» Items
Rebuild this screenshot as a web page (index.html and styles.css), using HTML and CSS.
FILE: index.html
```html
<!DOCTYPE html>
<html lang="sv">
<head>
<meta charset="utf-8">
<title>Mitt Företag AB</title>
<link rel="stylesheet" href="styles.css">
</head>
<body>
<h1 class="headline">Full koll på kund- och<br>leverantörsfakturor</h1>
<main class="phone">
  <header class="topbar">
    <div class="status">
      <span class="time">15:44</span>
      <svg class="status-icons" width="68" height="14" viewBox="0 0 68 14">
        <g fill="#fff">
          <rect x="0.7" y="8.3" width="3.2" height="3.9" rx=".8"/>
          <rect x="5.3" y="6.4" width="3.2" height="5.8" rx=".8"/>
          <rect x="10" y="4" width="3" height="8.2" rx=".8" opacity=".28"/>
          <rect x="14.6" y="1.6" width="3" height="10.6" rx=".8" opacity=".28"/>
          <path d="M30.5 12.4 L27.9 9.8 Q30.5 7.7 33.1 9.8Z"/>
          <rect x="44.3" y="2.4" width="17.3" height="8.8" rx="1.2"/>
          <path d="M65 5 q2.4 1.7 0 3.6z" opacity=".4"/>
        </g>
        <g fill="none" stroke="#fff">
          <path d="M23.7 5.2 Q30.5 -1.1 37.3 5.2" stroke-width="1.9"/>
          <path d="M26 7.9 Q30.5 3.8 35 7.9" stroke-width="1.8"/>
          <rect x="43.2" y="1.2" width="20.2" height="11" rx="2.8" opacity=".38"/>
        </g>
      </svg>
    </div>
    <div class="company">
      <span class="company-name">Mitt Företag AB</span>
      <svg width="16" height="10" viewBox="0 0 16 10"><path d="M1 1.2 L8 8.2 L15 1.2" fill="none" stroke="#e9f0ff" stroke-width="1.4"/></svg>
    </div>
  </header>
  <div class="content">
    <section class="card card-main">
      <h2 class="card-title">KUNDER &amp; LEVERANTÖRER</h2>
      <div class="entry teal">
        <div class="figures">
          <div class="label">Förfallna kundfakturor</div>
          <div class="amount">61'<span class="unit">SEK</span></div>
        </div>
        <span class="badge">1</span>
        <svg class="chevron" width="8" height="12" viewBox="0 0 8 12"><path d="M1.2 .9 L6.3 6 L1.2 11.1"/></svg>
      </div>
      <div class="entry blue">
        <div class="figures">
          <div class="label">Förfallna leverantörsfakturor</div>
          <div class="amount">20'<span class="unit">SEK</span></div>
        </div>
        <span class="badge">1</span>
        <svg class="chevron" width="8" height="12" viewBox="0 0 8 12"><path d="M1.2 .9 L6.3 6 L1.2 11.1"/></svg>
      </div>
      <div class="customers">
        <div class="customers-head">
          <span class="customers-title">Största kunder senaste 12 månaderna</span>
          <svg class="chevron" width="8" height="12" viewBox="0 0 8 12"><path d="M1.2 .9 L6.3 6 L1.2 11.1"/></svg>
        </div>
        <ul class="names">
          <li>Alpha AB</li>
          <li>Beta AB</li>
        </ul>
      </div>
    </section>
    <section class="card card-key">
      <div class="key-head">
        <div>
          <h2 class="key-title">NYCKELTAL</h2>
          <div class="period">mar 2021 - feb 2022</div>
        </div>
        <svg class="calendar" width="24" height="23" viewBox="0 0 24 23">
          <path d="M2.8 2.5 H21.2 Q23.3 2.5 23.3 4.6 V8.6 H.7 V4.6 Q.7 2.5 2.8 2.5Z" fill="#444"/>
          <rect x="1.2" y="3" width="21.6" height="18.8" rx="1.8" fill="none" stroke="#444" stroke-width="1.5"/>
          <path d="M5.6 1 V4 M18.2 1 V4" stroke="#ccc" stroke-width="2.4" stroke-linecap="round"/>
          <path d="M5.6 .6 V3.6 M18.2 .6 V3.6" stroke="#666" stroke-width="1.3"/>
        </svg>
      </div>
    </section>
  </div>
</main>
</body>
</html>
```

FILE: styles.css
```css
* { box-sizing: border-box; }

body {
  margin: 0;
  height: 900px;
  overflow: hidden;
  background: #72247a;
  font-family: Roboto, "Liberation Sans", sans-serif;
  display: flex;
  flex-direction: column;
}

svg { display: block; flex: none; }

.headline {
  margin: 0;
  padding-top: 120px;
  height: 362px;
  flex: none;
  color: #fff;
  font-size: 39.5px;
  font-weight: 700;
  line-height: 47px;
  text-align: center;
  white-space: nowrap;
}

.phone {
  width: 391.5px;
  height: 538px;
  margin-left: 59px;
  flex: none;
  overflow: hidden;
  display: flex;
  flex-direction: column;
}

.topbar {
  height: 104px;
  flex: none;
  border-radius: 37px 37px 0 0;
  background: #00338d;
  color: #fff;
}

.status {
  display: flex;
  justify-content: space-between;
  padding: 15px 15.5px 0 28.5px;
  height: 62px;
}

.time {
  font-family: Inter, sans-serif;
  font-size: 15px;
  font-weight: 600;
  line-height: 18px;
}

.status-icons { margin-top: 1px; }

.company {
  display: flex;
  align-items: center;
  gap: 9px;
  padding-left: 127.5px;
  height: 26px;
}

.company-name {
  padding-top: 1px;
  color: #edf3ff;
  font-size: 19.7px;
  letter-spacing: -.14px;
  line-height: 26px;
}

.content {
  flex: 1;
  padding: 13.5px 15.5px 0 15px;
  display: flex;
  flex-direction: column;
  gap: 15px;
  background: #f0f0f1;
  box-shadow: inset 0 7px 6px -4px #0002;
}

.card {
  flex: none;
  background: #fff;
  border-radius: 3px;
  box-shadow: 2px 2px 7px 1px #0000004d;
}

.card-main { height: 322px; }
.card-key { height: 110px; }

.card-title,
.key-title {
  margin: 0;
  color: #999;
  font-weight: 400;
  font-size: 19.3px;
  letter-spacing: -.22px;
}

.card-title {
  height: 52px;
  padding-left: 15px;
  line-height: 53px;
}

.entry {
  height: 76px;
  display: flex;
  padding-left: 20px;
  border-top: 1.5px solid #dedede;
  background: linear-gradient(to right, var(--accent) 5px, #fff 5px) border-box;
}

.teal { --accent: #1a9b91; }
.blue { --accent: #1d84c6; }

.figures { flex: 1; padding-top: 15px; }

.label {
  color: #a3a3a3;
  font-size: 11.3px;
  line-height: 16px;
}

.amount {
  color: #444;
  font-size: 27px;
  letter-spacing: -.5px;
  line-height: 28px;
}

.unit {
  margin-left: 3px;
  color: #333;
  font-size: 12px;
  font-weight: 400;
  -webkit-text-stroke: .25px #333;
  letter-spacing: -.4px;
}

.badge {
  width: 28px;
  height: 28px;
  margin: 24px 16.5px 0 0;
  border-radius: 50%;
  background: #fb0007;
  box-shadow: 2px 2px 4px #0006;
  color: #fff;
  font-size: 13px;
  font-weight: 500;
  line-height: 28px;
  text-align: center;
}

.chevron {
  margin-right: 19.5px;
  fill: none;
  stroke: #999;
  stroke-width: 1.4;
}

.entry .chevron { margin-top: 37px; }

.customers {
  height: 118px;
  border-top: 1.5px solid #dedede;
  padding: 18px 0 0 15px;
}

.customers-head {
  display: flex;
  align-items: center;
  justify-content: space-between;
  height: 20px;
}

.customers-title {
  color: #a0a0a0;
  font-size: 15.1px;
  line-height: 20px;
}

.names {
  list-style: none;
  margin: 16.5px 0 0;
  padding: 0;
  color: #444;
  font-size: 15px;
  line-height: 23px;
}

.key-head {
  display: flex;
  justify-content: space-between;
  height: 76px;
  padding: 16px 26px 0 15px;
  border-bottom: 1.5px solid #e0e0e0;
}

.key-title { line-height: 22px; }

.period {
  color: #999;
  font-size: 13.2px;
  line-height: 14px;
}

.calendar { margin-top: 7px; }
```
---
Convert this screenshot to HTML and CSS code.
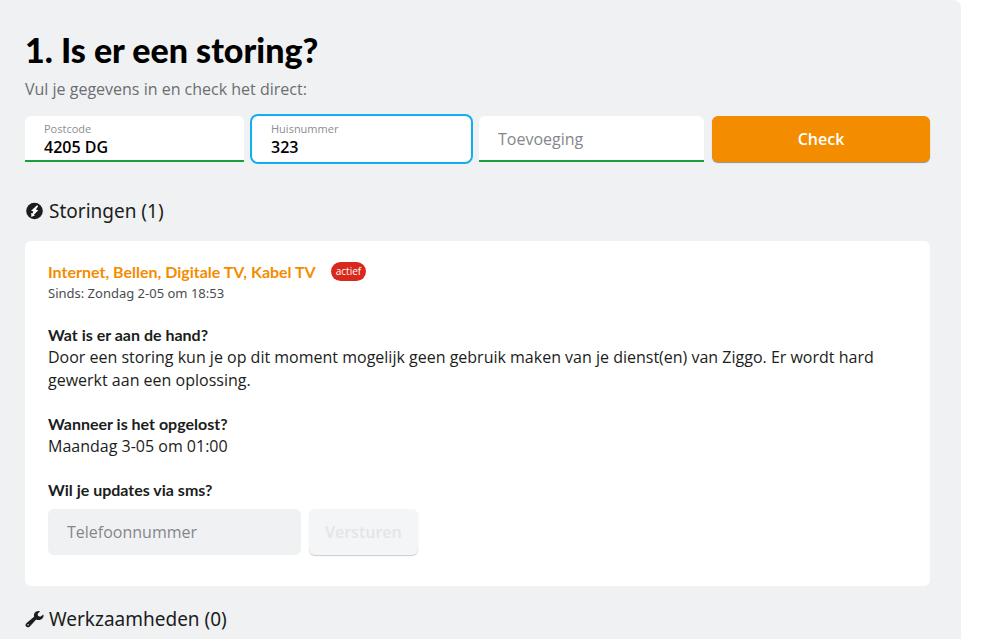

» What needs to be done
Pick out every line above that holds the word "styles" and copy it.

» Task output
Rebuild this screenshot as a web page (index.html and styles.css), using HTML and CSS.
<link rel="stylesheet" href="styles.css">
FILE: styles.css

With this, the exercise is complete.